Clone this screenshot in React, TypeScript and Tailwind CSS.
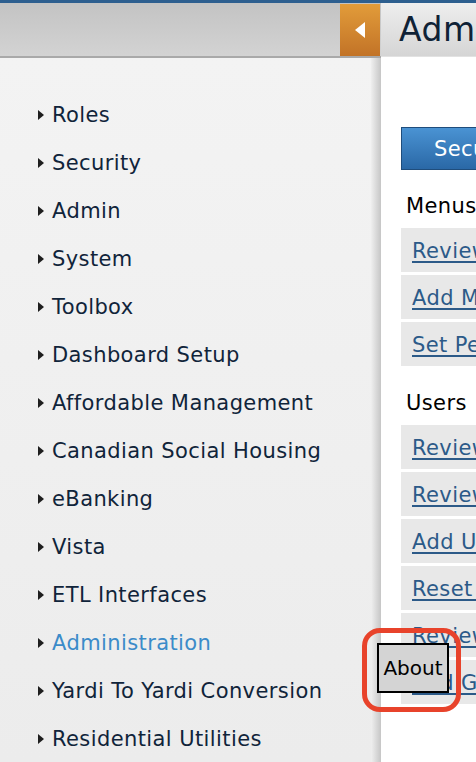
--
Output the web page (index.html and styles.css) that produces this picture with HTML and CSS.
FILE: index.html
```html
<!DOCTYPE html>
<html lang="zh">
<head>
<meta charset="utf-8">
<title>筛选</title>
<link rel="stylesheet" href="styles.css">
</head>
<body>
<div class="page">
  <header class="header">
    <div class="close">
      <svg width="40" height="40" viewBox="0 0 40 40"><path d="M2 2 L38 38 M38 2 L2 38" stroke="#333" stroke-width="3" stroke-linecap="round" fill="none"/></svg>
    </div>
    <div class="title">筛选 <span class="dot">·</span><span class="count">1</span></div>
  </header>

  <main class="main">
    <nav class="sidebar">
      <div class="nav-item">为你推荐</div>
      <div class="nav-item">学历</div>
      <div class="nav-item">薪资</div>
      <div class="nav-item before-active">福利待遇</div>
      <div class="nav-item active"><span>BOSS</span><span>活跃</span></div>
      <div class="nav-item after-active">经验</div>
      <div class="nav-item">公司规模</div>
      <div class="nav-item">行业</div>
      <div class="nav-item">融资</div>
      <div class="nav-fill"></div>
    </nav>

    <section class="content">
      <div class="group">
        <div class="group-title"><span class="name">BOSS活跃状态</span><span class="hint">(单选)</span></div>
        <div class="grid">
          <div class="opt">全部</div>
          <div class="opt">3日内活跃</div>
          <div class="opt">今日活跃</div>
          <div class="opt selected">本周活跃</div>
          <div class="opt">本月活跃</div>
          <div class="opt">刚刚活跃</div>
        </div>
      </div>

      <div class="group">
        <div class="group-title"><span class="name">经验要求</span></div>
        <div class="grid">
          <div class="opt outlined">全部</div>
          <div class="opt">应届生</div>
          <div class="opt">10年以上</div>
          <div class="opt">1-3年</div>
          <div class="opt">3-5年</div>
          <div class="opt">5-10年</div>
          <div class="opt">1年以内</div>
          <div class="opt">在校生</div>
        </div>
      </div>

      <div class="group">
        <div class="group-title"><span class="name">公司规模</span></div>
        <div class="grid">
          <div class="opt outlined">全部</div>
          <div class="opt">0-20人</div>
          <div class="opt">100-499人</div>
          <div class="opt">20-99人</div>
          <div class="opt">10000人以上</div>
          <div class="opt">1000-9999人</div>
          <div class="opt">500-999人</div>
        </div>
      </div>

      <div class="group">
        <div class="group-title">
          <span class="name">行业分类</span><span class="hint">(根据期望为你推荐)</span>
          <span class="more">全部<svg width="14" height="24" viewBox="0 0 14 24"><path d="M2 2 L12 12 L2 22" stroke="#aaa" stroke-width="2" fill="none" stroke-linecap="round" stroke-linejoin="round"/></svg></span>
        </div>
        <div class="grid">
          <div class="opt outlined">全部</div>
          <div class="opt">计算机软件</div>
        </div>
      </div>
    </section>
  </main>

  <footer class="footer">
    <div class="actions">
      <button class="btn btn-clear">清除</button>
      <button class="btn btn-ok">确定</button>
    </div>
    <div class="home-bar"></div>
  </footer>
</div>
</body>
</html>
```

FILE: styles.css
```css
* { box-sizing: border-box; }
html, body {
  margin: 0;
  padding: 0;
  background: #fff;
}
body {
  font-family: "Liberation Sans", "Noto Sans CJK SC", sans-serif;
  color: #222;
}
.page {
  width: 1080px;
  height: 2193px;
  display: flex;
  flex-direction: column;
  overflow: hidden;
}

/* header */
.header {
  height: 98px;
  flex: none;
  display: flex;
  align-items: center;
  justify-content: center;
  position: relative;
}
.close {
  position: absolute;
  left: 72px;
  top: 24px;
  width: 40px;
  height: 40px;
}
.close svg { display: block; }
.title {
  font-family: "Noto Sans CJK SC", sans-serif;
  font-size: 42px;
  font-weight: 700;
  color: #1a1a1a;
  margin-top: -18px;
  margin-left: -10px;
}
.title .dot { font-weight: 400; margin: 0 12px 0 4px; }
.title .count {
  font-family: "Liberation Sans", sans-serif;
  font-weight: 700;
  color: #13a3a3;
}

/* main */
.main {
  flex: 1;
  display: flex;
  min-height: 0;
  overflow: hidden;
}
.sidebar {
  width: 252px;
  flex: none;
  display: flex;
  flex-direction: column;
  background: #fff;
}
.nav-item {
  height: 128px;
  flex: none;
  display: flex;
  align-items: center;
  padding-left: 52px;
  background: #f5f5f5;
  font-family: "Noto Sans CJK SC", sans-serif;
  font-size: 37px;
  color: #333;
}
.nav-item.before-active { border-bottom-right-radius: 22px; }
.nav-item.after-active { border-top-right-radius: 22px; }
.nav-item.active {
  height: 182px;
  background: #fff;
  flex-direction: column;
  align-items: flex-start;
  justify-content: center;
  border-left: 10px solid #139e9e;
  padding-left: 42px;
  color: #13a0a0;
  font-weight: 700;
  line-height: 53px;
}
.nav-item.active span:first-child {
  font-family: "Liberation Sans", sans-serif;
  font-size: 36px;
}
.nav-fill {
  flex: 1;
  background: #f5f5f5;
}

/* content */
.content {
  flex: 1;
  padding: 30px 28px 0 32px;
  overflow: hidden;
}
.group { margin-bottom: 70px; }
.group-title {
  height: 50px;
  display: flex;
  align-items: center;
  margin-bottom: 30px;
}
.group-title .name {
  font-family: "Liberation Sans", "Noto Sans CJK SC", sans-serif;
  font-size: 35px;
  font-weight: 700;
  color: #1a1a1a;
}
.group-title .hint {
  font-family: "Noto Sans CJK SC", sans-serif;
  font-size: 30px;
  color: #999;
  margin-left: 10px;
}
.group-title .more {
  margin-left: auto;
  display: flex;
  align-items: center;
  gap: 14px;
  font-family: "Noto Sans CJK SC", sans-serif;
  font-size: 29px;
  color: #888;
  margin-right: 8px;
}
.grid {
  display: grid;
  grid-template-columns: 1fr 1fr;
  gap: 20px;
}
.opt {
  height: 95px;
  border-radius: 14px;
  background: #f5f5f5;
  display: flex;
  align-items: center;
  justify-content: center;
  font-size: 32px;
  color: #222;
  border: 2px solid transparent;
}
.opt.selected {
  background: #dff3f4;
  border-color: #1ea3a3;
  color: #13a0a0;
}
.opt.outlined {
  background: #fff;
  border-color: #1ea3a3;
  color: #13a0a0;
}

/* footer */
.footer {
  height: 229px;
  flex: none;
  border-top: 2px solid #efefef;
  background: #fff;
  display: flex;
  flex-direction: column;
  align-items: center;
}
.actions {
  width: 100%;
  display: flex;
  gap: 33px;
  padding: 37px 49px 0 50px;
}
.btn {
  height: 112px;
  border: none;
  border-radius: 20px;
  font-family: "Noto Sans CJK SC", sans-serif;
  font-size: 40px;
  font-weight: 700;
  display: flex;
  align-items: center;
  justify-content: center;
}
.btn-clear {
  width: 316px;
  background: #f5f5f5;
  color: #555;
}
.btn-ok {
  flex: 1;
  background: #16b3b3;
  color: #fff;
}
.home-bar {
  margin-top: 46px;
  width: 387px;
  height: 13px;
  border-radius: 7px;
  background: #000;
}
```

### [Task goal]
Scan the material above for the word "this". Copy each line where it occurs.

### [Full answer]
Clone this screenshot in React, TypeScript and Tailwind CSS.
Output the web page (index.html and styles.css) that produces this picture with HTML and CSS.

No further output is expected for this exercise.